To Abandon Paradise

By ANA TERESA TORO

 

That must be the saddest piña colada in the world, I thought as I walked by Barrachina, the restaurant famous for being the birthplace of the Caribbean drink. This was a few months after Hurricane María destroyed everything we knew, and Old San Juan, an epicenter of tourism in Puerto Rico, was still without power. No one was drinking piña coladas. No one remembered that this place was the world’s idea of paradise. A lush, tropical island in the Caribbean with a landscape that offers all shades of green, blue, orange, red, pink, yellow, and purple. White sand and turquoise waters, ripe fruits, and a breeze that smells fresh and salty as the sea or deep and powerful as the soil. The sun is warm all year long, and the tropical humidity just makes it all feel more sensual.
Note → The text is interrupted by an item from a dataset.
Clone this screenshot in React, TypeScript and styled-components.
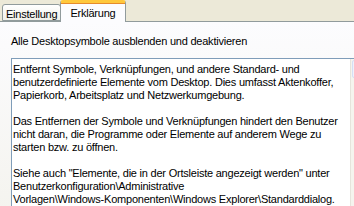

But today, the colonial architecture created the feeling and appearance of a haunted house. As I walked by the grim scenes on Calle Fortaleza, I remembered the iceless piña colada that someone I know was trying to make a few days after the hurricane. In the tropics, cold on your tongue is the true paradise. A piña colada without ice is just hot blended fruit juices that taste—I imagine (I had declined the offer)—like snake vomit. Which is what everyone on the island was drinking, and too much of it: the hot and bitter juices of truth.

Previously, we had enjoyed our island both as a paradise and as a metaphor. In the same way that we see each other as islands, human archipelagos that move around the world, the idea of the solitary castaway is always at hand when we want to understand the boundaries of our individual consciences. To inhabit the island that we are, that body of land/flesh separated from the other by the sea, is a destiny we accept as inevitable. Metaphorically, it even offers comfort, if we think about the fact that we are all sharing the same inevitable solitude. But what happens when that idea escapes its figurative existence? What happens when it becomes unbearably literal?

It’s easy to succumb to vanity, to forget about what is wrong in paradise, when every day there is a caress of sun, a touch of water, a sprout of beauty in everything around you. It is dazzling, blinding. It is also a curse.

Because when you live on an island, all of your horizons are liquid, unstable, watery. When it rains and the big dense drops fall on the sea, they create such a beautiful and overwhelming image that we can see the painful truth: that we live in a water prison, crystalline and cruel.

As we now know—and perhaps we should have known it before—the shadow of paradise is the exact same size as its beauty. No beauty is possible without shadow. This darkness became a word-for-word reality after that damned September day. It is useless now to describe what happened. Everyone saw it; you—elsewhere—saw it way before we were able to see it. But it might be enough to say that today, here, when it rains and the wind tries to talk a little, all of your nerves start reacting. You are still in shock; you remember what it feels like to lose your place in the world without leaving it. You remember that living in paradise comes with deep solitude. You remember how the days started passing and no one showed up. You remember the feeling of abandonment, of helplessness, and recognize that you are still afraid. You fear the sky. You fear the wind. You no longer live in paradise. Maybe you never did.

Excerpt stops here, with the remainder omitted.